**Written instruction:** Return exactly, and only, the lines from the one holding "Output the component" through the one holding "import React from", both included; the pictures stay out.

**Materials provided:**
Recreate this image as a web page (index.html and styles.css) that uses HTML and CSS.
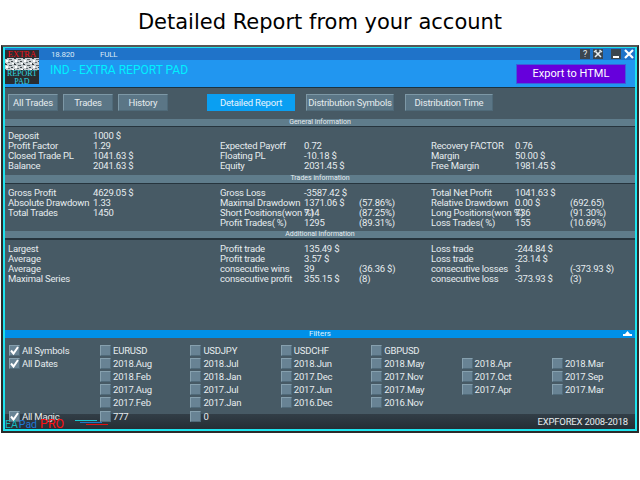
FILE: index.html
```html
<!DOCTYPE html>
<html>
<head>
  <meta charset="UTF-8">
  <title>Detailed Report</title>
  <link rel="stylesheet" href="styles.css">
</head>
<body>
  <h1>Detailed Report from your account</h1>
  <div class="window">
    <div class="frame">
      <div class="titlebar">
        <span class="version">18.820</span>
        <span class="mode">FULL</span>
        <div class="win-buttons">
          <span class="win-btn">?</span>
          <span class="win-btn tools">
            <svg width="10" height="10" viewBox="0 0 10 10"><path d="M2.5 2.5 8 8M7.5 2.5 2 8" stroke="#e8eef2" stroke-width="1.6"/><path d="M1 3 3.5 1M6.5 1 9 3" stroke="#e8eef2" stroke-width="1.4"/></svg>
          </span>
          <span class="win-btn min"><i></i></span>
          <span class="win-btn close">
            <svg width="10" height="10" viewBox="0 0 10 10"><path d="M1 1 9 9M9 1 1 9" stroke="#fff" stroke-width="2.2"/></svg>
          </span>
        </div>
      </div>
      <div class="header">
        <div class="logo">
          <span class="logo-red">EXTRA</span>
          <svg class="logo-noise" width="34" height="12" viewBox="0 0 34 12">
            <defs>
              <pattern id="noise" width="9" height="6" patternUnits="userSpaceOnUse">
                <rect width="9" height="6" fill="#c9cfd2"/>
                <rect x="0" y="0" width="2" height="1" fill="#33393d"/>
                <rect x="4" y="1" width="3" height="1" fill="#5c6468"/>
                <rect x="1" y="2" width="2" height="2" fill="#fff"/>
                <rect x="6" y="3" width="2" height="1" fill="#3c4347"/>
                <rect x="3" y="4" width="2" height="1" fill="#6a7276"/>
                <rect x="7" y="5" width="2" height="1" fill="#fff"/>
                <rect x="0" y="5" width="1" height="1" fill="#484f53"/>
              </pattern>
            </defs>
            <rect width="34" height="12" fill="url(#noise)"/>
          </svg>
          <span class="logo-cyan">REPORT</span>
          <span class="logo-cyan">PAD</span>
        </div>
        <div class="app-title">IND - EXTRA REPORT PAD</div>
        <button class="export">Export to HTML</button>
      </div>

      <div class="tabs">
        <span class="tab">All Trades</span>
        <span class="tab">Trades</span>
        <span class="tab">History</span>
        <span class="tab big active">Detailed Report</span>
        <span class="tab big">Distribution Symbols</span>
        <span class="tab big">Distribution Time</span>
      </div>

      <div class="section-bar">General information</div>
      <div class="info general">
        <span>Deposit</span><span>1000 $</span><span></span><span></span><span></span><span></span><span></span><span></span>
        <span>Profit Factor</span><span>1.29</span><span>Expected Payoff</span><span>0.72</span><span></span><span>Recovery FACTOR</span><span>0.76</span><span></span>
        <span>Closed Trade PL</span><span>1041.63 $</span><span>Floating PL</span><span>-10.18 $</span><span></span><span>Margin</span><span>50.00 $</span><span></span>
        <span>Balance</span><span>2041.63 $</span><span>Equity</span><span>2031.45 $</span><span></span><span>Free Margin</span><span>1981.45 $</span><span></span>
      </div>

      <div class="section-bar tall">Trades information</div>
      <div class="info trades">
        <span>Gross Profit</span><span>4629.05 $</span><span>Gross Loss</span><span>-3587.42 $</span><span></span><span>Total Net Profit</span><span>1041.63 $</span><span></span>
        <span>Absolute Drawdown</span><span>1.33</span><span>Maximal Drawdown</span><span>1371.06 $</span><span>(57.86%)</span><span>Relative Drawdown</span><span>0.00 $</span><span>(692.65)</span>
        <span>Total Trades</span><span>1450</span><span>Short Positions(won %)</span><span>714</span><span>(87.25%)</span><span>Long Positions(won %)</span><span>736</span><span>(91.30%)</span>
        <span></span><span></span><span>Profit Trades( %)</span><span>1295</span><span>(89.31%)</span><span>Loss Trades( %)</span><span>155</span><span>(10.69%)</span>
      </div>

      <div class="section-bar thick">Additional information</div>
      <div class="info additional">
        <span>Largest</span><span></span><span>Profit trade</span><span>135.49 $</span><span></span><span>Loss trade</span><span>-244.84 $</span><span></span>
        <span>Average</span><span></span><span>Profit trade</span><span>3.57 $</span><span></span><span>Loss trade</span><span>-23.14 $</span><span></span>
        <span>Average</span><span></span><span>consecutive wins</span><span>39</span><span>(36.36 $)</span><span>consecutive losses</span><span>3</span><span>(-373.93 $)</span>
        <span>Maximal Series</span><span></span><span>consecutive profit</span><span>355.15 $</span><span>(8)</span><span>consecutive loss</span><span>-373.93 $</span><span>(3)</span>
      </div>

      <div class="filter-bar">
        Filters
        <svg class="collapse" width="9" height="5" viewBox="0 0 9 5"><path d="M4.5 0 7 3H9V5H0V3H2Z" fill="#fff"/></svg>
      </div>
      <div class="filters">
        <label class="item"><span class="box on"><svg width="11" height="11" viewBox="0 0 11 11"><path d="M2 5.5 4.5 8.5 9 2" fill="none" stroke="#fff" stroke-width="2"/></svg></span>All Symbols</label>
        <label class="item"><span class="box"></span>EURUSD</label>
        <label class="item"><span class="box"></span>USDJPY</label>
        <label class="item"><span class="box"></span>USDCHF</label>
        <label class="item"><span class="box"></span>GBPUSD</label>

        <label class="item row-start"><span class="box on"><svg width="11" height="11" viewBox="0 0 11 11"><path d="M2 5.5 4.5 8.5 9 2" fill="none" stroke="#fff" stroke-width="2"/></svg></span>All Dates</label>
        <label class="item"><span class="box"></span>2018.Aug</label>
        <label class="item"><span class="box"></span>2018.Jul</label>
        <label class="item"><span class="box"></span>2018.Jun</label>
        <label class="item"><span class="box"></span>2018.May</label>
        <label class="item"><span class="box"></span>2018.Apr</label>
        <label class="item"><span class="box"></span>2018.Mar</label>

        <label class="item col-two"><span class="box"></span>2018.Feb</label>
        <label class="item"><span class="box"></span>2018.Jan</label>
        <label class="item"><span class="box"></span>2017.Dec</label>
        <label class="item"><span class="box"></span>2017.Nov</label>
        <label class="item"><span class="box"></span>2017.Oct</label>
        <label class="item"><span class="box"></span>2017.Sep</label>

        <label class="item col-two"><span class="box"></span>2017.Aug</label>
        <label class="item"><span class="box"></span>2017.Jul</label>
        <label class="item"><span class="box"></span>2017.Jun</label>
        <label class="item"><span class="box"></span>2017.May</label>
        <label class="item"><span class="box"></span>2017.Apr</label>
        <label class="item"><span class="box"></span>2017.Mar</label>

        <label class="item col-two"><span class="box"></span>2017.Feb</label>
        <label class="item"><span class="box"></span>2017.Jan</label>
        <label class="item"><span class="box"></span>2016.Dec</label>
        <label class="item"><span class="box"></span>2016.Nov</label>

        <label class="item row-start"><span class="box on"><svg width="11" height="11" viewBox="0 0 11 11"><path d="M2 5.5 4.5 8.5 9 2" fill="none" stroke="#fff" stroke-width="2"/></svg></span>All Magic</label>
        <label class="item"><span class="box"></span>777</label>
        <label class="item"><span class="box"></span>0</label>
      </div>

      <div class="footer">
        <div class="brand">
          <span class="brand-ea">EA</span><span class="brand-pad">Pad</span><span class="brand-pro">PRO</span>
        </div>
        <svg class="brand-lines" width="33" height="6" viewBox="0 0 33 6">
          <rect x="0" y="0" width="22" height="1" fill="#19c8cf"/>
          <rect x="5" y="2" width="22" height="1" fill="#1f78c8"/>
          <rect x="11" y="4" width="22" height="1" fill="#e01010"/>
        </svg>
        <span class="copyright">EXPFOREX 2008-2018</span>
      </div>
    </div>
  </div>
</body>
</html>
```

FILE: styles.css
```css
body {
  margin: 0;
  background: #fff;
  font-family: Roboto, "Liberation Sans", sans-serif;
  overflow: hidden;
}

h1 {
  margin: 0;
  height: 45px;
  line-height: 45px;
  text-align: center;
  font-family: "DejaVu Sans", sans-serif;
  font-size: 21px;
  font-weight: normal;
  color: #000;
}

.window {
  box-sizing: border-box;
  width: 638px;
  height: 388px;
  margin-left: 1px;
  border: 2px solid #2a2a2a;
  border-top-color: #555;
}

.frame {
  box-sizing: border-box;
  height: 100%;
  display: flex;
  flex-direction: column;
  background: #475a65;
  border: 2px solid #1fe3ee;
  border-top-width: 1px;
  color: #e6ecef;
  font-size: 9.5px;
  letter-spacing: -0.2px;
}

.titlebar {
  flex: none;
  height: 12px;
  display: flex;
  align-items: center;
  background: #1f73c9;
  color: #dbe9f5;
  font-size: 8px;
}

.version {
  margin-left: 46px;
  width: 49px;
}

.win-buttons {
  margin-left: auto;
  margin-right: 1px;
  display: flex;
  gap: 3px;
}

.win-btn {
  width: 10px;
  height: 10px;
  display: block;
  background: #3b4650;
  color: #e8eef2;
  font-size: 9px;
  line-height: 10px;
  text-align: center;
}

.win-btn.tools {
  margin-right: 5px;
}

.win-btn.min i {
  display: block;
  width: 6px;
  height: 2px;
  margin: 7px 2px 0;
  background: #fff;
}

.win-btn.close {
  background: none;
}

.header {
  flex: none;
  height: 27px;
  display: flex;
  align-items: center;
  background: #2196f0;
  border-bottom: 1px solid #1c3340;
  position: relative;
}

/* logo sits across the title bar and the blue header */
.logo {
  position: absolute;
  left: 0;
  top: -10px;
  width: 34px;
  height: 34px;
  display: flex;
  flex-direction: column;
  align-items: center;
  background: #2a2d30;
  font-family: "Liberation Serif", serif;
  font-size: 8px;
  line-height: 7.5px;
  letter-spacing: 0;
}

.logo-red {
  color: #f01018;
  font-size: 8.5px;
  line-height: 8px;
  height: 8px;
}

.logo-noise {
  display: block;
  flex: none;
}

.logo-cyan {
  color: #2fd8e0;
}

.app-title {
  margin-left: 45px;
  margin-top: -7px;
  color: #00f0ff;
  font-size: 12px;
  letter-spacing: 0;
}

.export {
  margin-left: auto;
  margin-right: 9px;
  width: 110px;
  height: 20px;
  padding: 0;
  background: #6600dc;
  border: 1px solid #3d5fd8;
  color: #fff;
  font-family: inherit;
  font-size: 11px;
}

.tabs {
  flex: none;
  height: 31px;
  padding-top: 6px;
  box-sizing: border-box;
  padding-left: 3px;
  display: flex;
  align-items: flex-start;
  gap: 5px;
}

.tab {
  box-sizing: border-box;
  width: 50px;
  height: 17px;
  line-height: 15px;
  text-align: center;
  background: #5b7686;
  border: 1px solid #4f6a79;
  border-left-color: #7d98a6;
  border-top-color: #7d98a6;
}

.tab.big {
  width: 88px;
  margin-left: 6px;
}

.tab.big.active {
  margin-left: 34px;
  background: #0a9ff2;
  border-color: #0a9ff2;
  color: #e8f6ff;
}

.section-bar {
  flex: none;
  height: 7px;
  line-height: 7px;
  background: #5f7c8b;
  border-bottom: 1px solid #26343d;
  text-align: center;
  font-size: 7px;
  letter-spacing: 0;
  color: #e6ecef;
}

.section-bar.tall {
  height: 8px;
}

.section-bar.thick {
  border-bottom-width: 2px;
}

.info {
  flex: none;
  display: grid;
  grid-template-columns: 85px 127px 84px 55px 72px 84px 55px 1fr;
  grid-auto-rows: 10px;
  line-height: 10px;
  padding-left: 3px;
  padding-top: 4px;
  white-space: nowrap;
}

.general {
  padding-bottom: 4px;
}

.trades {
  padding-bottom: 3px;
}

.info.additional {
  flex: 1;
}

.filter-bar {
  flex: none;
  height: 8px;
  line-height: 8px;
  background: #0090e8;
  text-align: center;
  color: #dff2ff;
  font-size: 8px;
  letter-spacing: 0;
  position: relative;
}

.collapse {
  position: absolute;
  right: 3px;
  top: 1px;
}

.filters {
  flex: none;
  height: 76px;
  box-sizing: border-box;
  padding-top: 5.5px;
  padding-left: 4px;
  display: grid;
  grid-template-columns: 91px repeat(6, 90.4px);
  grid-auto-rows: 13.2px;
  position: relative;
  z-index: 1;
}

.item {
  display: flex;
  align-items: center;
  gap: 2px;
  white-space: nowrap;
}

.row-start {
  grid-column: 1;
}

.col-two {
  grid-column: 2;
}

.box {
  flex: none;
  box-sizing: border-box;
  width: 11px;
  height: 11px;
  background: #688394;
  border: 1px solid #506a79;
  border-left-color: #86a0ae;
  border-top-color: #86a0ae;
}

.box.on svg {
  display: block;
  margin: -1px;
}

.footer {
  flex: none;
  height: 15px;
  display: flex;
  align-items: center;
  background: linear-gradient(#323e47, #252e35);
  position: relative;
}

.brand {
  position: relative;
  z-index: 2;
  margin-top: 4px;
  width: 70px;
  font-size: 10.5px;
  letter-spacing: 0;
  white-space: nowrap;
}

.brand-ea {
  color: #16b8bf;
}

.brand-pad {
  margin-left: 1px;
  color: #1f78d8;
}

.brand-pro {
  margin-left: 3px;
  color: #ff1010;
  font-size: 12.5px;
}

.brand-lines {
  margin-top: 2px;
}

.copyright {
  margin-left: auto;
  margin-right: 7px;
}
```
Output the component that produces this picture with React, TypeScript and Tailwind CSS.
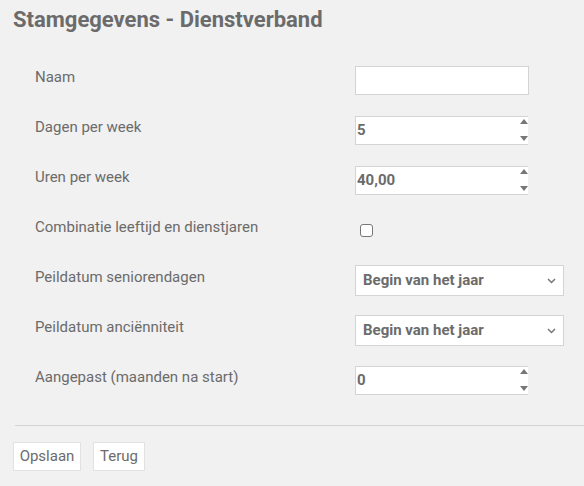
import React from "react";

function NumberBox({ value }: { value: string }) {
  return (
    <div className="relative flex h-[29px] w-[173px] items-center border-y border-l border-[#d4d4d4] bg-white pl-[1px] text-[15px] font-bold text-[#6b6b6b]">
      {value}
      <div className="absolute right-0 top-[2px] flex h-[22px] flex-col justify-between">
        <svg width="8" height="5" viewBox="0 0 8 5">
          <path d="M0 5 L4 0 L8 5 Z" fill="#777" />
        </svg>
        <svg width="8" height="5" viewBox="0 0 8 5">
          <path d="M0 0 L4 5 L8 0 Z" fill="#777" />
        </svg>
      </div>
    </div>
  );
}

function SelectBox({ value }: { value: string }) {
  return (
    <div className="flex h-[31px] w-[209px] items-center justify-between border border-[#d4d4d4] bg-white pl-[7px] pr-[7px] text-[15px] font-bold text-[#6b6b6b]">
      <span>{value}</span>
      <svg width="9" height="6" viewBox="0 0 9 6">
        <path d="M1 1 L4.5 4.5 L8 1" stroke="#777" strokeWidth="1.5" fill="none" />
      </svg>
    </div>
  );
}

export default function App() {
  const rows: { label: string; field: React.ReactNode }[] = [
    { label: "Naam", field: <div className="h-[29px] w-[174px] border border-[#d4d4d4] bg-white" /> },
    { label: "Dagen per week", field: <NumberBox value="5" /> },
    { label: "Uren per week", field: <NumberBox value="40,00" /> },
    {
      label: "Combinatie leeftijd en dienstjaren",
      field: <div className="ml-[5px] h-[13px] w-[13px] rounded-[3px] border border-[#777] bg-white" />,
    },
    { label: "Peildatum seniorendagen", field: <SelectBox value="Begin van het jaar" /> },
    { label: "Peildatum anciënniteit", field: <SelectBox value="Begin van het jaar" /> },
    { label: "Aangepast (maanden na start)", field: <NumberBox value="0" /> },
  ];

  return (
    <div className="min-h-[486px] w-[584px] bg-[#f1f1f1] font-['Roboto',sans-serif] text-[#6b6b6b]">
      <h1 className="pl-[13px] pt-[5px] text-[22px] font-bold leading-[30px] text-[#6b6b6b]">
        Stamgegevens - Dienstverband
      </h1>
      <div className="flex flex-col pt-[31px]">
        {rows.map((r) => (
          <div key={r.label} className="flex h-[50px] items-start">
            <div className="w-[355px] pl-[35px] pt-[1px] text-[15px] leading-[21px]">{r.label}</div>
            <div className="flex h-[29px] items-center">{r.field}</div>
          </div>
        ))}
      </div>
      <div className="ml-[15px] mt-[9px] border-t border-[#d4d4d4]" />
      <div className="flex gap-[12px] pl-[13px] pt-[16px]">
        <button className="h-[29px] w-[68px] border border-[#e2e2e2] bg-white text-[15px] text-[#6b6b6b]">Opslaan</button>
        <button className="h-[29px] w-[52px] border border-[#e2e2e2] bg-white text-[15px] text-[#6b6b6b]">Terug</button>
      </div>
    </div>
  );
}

**Written solution:**
Output the component that produces this picture with React, TypeScript and Tailwind CSS.
import React from "react";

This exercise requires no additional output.